Yakub Kolas had a small car fleet as well. Each car tells a story of a certain period of the poet's life. For example, as a vice-president of the Academy of Sciences, Yakub Kolas was provided with his own car.

Maryia Kazakevich, manager of science popularization department, Yakub Kolas Stat Literary-Commemorative Museum:

All in all, Yakub Kolas had six cars.

The first one, M1, Kolas got as a present for the 30th anniversary of his creative activity. At the beginning WWII, the poet leaved the burning city on his Chevrolet, but the car was lost in the wartime. And the Kupala's Chevrolet is still safe and sound in the poet's museum in the village of Lyauki.

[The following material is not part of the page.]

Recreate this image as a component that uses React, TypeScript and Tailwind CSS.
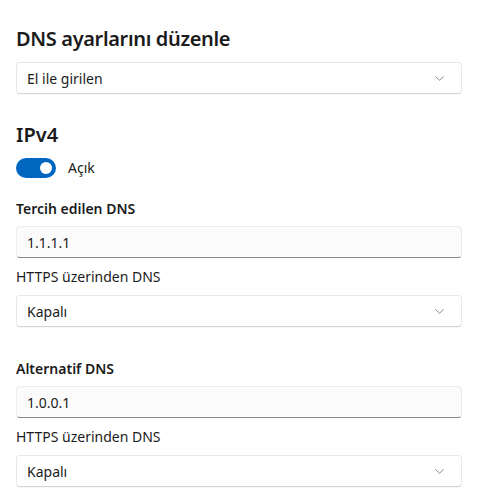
import React from "react";

const font = { fontFamily: '"Segoe UI", "Noto Sans", "Open Sans", sans-serif' };

const Chevron = () => (
  <svg width="9" height="5" viewBox="0 0 9 5" fill="none" className="text-[#8a8a8a]">
    <path d="M0.75 0.75l3.75 3.5 3.75-3.5" stroke="currentColor" strokeWidth="1" strokeLinecap="round" strokeLinejoin="round" />
  </svg>
);

const Select = ({ value }: { value: string }) => (
  <div className="flex h-8 w-full items-center justify-between rounded-[4px] border border-[#e8e8e8] border-b-[#d4d4d4] bg-white pl-[10px] pr-[17px] text-[14px] text-[#1b1b1b] shadow-[0_1px_1px_rgba(0,0,0,0.03)]">
    <span>{value}</span>
    <Chevron />
  </div>
);

const TextBox = ({ value }: { value: string }) => (
  <div className="flex h-8 w-full items-center rounded-[4px] border border-[#ececec] border-b-[#8a8a8a] bg-[#fbfbfb] pl-[10px] text-[14px] text-[#1b1b1b]">
    {value}
  </div>
);

const DnsBlock = ({ title, address }: { title: string; address: string }) => (
  <div className="flex flex-col">
    <div className="h-5 text-[14px] font-semibold leading-5 text-[#1b1b1b]">{title}</div>
    <div className="mt-[7px]">
      <TextBox value={address} />
    </div>
    <div className="mt-[9px] h-5 text-[14px] leading-5 text-[#1b1b1b]">HTTPS üzerinden DNS</div>
    <div className="mt-2">
      <Select value="Kapalı" />
    </div>
  </div>
);

export default function App() {
  return (
    <div className="min-h-[504px] w-[483px] bg-white" style={font}>
      <div className="flex w-[462px] flex-col pl-4 pt-[25px]">
        <h1 className="h-7 text-[20px] font-semibold leading-7 tracking-[-0.35px] text-[#1b1b1b]">DNS ayarlarını düzenle</h1>
        <div className="mt-[9px]">
          <Select value="El ile girilen" />
        </div>

        <h2 className="mt-[27px] h-7 text-[20px] font-semibold leading-7 text-[#1b1b1b]">IPv4</h2>
        <div className="mt-2 flex items-center gap-3">
          <div className="flex h-5 w-10 items-center justify-end rounded-full bg-[#0067c0] pr-1">
            <div className="h-3 w-3 rounded-full bg-white" />
          </div>
          <span className="text-[14px] text-[#1b1b1b]">Açık</span>
        </div>

        <div className="mt-[21px]">
          <DnsBlock title="Tercih edilen DNS" address="1.1.1.1" />
        </div>
        <div className="mt-[32px]">
          <DnsBlock title="Alternatif DNS" address="1.0.0.1" />
        </div>
      </div>
    </div>
  );
}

Stefaniya Stanyuta, a leading actress of Yanka Kupala Theatre and the great-grandmother of a famous rhythmic gymnast Melitina Stanyuta,

continued to perform even when she was over her 90!

She could make a masterpiece even out of a smallest episode both in theatre and in cinema. She was a pure soul, a modest woman with extremely moving eyes.

But only a few people know that the famous actress was a great designer as well. Her main source of inspiration was nature.

Stefaniya liked to hug park trees and used nuts, date stones, pine cones and dried flowers to make unusual necklaces and bracelets.

Alesya Karpach, research assistant, State Museum of the History of Theatrical and Musical Culture
Stefaniya said she had a matching decoration for any of her dresses. It all started when the actress joined the Nature and Fantasy club where one can learn how to make decorations out of natural materials. Stefaniya liked to make wooden statuettes as well and even looked for the appropriate wooden material herself.